__Requirements__.
Transcribe only the part of the material below that begins at the line containing "Rebuild this screenshot" and ends at the line containing "<save-button>Salvar Lista</save-button>", with both kept and images left out.

__Entries__.

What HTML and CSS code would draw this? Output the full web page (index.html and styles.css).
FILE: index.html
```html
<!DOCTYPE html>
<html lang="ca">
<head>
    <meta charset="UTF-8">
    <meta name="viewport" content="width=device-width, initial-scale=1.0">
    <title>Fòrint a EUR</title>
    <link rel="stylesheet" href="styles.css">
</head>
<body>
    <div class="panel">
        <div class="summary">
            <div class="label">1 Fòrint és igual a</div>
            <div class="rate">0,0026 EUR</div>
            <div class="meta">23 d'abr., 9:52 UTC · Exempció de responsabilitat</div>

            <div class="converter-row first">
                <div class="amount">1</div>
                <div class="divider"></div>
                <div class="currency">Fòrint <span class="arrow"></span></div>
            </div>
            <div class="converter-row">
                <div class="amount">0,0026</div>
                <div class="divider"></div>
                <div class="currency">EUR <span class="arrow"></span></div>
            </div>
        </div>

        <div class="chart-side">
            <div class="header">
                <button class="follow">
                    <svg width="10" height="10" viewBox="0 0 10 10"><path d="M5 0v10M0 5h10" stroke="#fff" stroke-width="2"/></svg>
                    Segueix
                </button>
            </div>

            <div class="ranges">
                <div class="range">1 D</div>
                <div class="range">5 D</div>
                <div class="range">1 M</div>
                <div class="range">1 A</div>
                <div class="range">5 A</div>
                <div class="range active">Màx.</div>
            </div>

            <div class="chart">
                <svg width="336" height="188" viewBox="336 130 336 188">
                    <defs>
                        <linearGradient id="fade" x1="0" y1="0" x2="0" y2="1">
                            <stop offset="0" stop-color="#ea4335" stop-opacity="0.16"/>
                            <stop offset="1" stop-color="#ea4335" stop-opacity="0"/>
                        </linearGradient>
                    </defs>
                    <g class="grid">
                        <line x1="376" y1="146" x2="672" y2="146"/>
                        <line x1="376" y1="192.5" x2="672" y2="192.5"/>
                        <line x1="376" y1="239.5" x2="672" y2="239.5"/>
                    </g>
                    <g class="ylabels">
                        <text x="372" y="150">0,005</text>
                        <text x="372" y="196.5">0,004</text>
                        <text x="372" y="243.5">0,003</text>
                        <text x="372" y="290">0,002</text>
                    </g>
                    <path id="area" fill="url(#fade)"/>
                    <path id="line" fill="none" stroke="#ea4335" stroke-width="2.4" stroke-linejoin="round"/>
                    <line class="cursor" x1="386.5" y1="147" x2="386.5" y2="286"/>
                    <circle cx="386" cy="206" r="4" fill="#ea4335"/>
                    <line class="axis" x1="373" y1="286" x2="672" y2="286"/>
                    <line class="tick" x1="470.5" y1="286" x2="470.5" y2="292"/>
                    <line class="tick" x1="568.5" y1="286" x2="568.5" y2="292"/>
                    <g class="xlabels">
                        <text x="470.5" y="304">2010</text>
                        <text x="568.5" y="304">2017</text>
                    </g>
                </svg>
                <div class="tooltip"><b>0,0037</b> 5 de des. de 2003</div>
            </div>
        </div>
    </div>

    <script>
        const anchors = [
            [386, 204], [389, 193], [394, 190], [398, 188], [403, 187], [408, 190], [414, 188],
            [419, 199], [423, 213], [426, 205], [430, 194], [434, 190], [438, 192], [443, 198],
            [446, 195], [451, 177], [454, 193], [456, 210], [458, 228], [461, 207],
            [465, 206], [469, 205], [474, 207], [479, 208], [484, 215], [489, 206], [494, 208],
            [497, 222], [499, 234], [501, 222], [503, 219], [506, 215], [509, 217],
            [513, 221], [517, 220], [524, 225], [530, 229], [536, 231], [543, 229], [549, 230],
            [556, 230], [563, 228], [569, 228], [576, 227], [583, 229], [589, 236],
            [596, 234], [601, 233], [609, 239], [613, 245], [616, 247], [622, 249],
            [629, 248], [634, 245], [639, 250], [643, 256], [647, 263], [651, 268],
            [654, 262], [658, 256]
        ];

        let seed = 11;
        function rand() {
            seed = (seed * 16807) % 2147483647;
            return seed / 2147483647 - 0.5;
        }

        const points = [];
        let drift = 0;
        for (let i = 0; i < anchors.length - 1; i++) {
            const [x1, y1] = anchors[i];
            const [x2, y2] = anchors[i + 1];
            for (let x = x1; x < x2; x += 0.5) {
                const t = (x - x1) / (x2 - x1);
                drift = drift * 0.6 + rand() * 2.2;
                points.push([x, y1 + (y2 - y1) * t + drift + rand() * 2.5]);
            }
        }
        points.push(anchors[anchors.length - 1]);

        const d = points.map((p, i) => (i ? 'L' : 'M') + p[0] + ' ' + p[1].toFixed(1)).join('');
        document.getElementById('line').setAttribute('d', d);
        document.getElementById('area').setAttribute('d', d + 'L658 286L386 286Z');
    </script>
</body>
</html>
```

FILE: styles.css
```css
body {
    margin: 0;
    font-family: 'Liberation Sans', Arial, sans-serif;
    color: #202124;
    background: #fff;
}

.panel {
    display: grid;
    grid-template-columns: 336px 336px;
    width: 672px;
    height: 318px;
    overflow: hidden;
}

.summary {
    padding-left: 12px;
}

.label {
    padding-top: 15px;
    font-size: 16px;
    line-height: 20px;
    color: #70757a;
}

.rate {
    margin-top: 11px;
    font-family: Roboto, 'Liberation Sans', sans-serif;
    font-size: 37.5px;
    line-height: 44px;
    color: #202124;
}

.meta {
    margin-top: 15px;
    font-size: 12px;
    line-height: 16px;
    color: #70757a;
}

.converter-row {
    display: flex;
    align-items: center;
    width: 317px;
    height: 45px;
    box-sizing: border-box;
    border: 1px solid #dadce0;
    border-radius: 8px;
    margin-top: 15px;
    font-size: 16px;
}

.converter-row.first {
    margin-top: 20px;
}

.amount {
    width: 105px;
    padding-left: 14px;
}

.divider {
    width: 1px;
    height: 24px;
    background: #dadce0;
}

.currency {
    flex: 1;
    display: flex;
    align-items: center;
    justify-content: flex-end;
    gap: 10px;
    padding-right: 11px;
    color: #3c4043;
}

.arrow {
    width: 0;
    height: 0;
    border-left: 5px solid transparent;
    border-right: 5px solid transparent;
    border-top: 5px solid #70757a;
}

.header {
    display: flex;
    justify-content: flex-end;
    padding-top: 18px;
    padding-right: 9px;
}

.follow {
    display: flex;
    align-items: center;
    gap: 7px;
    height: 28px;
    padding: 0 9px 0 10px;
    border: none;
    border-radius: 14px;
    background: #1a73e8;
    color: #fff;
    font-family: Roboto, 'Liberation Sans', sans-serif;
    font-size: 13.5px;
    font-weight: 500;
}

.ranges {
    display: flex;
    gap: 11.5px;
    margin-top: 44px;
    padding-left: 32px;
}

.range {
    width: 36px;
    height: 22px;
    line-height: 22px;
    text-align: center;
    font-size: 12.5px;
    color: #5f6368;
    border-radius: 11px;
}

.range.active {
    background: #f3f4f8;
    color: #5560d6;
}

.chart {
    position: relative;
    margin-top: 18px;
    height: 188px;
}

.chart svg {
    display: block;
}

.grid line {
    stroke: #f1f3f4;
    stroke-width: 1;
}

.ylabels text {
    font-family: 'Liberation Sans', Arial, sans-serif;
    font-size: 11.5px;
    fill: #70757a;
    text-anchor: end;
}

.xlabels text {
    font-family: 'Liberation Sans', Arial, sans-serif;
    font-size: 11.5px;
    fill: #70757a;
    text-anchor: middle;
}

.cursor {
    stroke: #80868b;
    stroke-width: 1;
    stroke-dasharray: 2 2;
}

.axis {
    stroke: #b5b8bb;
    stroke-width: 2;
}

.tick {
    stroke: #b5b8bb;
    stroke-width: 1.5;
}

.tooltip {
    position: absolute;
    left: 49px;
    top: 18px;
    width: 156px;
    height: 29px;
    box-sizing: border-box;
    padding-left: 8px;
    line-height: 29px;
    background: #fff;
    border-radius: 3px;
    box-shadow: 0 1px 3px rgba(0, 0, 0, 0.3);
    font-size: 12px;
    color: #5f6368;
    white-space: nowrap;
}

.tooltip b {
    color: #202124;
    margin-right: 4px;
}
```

--

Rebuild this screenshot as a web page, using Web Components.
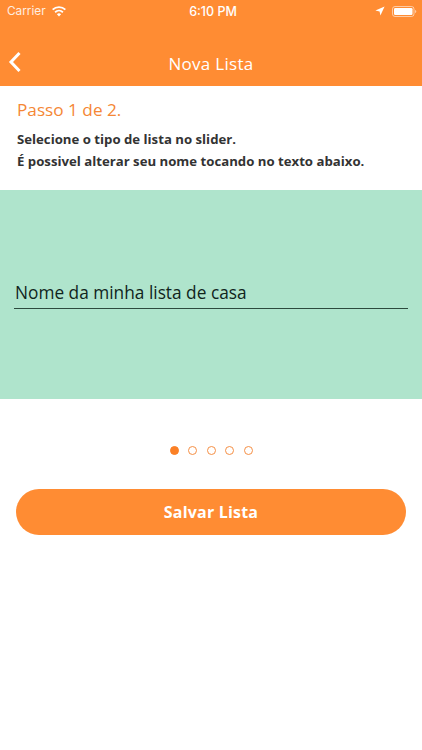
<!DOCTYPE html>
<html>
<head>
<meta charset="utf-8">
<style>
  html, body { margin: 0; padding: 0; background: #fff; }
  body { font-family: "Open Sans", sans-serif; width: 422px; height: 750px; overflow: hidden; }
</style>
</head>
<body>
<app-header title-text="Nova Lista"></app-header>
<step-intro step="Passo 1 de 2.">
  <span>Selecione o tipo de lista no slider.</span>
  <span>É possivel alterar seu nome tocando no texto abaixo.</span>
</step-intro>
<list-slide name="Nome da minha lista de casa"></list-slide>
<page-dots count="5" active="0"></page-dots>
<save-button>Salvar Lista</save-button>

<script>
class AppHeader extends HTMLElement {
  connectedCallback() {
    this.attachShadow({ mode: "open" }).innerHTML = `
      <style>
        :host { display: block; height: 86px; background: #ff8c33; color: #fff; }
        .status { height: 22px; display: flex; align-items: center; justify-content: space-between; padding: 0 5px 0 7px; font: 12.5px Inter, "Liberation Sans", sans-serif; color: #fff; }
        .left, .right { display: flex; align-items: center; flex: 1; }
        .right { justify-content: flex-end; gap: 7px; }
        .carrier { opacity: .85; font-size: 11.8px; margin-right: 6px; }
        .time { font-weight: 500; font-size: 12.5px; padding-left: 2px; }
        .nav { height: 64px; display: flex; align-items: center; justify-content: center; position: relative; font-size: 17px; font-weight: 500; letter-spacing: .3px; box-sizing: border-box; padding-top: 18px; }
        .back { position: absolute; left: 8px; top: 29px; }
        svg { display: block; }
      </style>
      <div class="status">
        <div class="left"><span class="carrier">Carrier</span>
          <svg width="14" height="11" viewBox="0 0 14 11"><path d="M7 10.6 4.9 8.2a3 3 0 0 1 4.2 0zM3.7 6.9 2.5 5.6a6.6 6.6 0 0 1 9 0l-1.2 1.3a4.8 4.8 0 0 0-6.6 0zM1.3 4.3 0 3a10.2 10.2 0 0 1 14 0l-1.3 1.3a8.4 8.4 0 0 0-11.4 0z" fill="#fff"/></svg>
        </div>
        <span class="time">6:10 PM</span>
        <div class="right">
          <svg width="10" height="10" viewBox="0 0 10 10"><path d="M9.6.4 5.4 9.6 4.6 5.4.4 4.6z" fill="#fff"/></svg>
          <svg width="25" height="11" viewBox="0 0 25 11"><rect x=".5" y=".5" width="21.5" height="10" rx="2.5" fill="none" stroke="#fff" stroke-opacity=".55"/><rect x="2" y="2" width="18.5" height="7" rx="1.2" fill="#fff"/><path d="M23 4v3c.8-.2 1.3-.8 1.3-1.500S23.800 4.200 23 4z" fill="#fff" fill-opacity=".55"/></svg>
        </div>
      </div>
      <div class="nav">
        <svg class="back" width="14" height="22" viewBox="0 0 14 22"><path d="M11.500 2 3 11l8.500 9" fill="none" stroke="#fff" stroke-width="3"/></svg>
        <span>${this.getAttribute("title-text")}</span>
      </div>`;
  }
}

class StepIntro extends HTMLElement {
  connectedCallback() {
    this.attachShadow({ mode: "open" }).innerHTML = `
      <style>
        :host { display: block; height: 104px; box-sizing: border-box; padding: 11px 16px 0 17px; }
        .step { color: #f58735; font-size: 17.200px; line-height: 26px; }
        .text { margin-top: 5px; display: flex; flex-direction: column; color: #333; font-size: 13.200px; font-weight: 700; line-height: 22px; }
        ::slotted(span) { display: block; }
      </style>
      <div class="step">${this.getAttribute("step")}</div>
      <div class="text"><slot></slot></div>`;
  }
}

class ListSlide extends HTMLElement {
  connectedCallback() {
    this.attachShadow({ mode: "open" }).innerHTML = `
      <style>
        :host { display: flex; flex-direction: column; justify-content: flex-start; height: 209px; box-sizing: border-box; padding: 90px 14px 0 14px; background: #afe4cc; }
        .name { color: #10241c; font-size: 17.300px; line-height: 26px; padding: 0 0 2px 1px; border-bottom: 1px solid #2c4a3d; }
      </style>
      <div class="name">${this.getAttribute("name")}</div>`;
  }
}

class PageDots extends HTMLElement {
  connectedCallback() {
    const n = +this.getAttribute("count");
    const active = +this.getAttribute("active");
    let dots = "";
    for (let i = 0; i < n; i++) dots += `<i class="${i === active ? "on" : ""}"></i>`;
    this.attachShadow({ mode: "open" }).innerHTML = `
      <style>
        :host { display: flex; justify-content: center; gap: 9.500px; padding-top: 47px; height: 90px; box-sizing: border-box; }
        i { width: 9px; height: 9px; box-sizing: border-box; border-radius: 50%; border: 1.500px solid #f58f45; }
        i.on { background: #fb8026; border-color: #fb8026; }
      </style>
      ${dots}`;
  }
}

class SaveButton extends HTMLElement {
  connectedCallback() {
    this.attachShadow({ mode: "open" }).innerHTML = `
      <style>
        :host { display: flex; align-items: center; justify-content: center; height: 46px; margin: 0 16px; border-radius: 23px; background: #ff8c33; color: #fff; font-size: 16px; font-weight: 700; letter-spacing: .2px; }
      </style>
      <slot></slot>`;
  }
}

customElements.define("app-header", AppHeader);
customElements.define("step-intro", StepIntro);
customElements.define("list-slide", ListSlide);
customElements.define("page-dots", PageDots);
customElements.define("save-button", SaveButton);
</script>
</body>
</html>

---

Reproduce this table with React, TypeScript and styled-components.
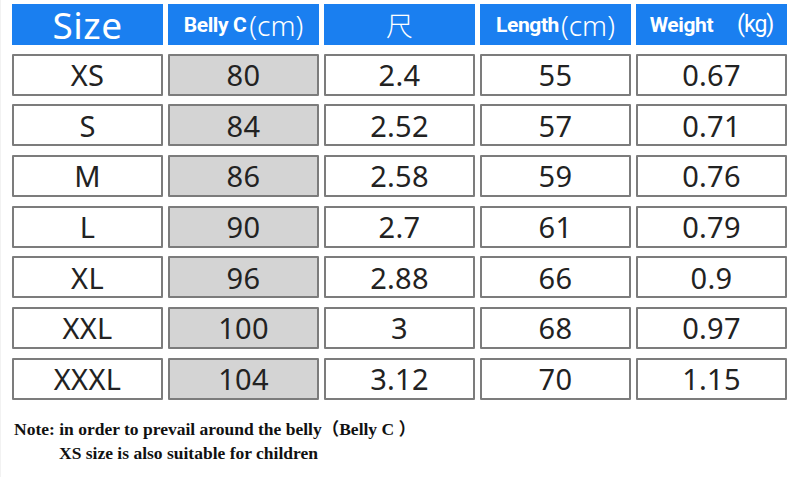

__Task response__.
Rebuild this screenshot as a web page, using Web Components.
<!DOCTYPE html>
<html>
<head>
<meta charset="utf-8">
<style>
  html, body { margin: 0; padding: 0; background: #fff; }
  body { font-family: "Open Sans", sans-serif; width: 422px; height: 750px; overflow: hidden; }
</style>
</head>
<body>
<app-header title-text="Nova Lista"></app-header>
<step-intro step="Passo 1 de 2.">
  <span>Selecione o tipo de lista no slider.</span>
  <span>É possivel alterar seu nome tocando no texto abaixo.</span>
</step-intro>
<list-slide name="Nome da minha lista de casa"></list-slide>
<page-dots count="5" active="0"></page-dots>
<save-button>Salvar Lista</save-button>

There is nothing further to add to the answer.